#### Information shown:
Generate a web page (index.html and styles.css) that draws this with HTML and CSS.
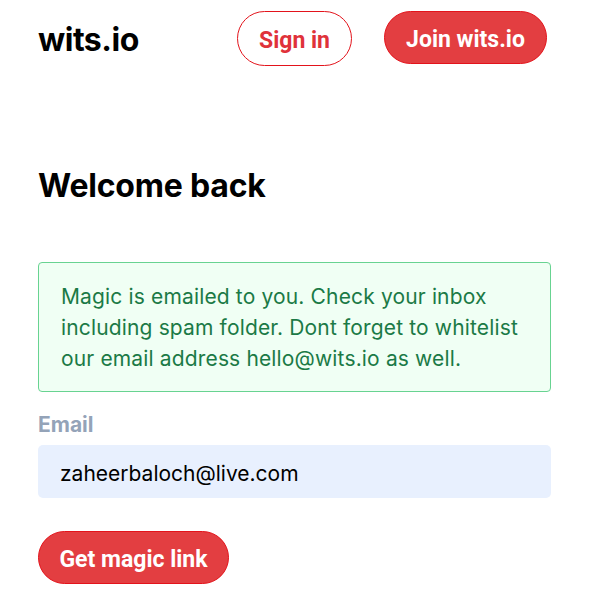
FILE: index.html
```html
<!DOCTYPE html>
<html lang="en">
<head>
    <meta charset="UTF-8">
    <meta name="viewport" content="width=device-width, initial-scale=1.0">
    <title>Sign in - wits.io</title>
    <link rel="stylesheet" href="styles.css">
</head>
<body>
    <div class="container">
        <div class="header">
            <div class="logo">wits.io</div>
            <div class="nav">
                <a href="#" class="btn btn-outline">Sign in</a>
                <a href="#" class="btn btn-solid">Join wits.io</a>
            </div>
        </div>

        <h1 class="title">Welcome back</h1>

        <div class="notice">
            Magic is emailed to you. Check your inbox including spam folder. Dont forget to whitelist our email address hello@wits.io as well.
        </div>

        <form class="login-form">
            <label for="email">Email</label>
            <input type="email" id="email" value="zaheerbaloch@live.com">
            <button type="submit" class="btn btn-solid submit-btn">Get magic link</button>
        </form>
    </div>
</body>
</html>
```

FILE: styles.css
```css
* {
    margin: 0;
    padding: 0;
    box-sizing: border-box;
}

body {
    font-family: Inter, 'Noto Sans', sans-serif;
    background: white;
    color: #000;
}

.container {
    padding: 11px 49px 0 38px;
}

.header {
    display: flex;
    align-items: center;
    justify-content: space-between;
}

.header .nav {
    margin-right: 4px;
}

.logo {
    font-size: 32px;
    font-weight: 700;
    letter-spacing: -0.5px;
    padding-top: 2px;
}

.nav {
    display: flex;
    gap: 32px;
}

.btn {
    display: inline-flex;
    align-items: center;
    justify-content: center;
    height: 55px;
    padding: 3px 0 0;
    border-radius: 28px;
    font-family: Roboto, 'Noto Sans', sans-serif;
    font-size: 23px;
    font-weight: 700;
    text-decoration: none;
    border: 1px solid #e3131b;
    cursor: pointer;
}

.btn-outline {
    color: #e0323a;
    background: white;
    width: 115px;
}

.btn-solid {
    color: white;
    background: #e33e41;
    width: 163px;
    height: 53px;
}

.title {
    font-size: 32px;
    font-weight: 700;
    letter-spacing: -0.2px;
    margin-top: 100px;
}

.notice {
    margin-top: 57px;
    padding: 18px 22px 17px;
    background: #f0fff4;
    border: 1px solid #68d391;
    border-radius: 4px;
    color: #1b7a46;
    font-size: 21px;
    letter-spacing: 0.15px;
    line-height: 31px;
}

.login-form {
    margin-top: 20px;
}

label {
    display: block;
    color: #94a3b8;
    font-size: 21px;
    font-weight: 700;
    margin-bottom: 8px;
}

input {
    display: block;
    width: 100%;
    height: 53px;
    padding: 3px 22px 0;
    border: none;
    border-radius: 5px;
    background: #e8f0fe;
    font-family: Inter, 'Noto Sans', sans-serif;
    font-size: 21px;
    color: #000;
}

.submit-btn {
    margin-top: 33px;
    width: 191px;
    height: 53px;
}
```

#### To be done:
Please set down each line of the data above exactly as written, without the pictures.

#### Written response:
Generate a web page (index.html and styles.css) that draws this with HTML and CSS.
FILE: index.html
```html
<!DOCTYPE html>
<html lang="en">
<head>
    <meta charset="UTF-8">
    <meta name="viewport" content="width=device-width, initial-scale=1.0">
    <title>Sign in - wits.io</title>
    <link rel="stylesheet" href="styles.css">
</head>
<body>
    <div class="container">
        <div class="header">
            <div class="logo">wits.io</div>
            <div class="nav">
                <a href="#" class="btn btn-outline">Sign in</a>
                <a href="#" class="btn btn-solid">Join wits.io</a>
            </div>
        </div>

        <h1 class="title">Welcome back</h1>

        <div class="notice">
            Magic is emailed to you. Check your inbox including spam folder. Dont forget to whitelist our email address hello@wits.io as well.
        </div>

        <form class="login-form">
            <label for="email">Email</label>
            <input type="email" id="email" value="zaheerbaloch@live.com">
            <button type="submit" class="btn btn-solid submit-btn">Get magic link</button>
        </form>
    </div>
</body>
</html>
```

FILE: styles.css
```css
* {
    margin: 0;
    padding: 0;
    box-sizing: border-box;
}

body {
    font-family: Inter, 'Noto Sans', sans-serif;
    background: white;
    color: #000;
}

.container {
    padding: 11px 49px 0 38px;
}

.header {
    display: flex;
    align-items: center;
    justify-content: space-between;
}

.header .nav {
    margin-right: 4px;
}

.logo {
    font-size: 32px;
    font-weight: 700;
    letter-spacing: -0.5px;
    padding-top: 2px;
}

.nav {
    display: flex;
    gap: 32px;
}

.btn {
    display: inline-flex;
    align-items: center;
    justify-content: center;
    height: 55px;
    padding: 3px 0 0;
    border-radius: 28px;
    font-family: Roboto, 'Noto Sans', sans-serif;
    font-size: 23px;
    font-weight: 700;
    text-decoration: none;
    border: 1px solid #e3131b;
    cursor: pointer;
}

.btn-outline {
    color: #e0323a;
    background: white;
    width: 115px;
}

.btn-solid {
    color: white;
    background: #e33e41;
    width: 163px;
    height: 53px;
}

.title {
    font-size: 32px;
    font-weight: 700;
    letter-spacing: -0.2px;
    margin-top: 100px;
}

.notice {
    margin-top: 57px;
    padding: 18px 22px 17px;
    background: #f0fff4;
    border: 1px solid #68d391;
    border-radius: 4px;
    color: #1b7a46;
    font-size: 21px;
    letter-spacing: 0.15px;
    line-height: 31px;
}

.login-form {
    margin-top: 20px;
}

label {
    display: block;
    color: #94a3b8;
    font-size: 21px;
    font-weight: 700;
    margin-bottom: 8px;
}

input {
    display: block;
    width: 100%;
    height: 53px;
    padding: 3px 22px 0;
    border: none;
    border-radius: 5px;
    background: #e8f0fe;
    font-family: Inter, 'Noto Sans', sans-serif;
    font-size: 21px;
    color: #000;
}

.submit-btn {
    margin-top: 33px;
    width: 191px;
    height: 53px;
}
```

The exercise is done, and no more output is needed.